Interesting though this question may be, however, we need not resolve the tension between Needham and Manriquez in this case because we conclude that the good faith exception does not apply under either standard. To begin with, our existing precedents clearly establish that warrant provisions like the second warrant’s dominion and control provision violate a defendant’s Fourth Amendment rights.

Together, KowSDI, and the cases on which they rely stand for two clearly established principles. First, when probable cause to search is limited to a particular location, suspect, time period, or type of evidence, any warrant provision that is wholly lacking in any corresponding limitation is overbroad and therefore facially deficient under the Fourth Amendment. Second, an officer who relies on any such provision while executing a search warrant does not act in good faith.

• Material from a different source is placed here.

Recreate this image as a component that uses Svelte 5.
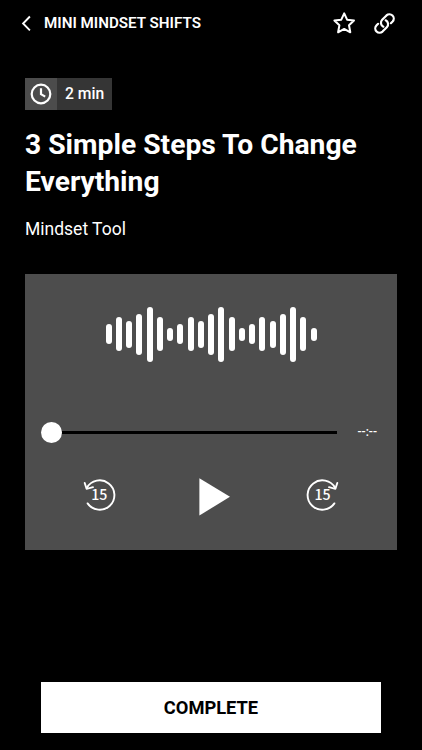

[W]e conclude that the examiner did not act in “objectively reasonable reliance” on the second warrant when he discovered the videos depicting child sexual abuse from November 2016

The Government also argues that the seizure of the three videos depicting child sexual abuse was independently authorized by another exception to the warrant requirement: the plain view doctrine. Under that doctrine, the government may seize evidence without a valid warrant so long as government officials are “lawfully searching the area where the evidence is found” and “the incriminatory nature of the evidence [is] immediately apparent.”  The burden of demonstrating that both requirements are satisfied lies with the Government.

The Government was not “lawfully searching the area where the evidence was found” because it found the three videos while executing a general warrant. Where “the plain view seizure was in the context of officers executing an essentially general warrant,” the “justification for the plain view is . . . absent.” The Government thus fails to satisfy the first requirement of the plain view doctrine.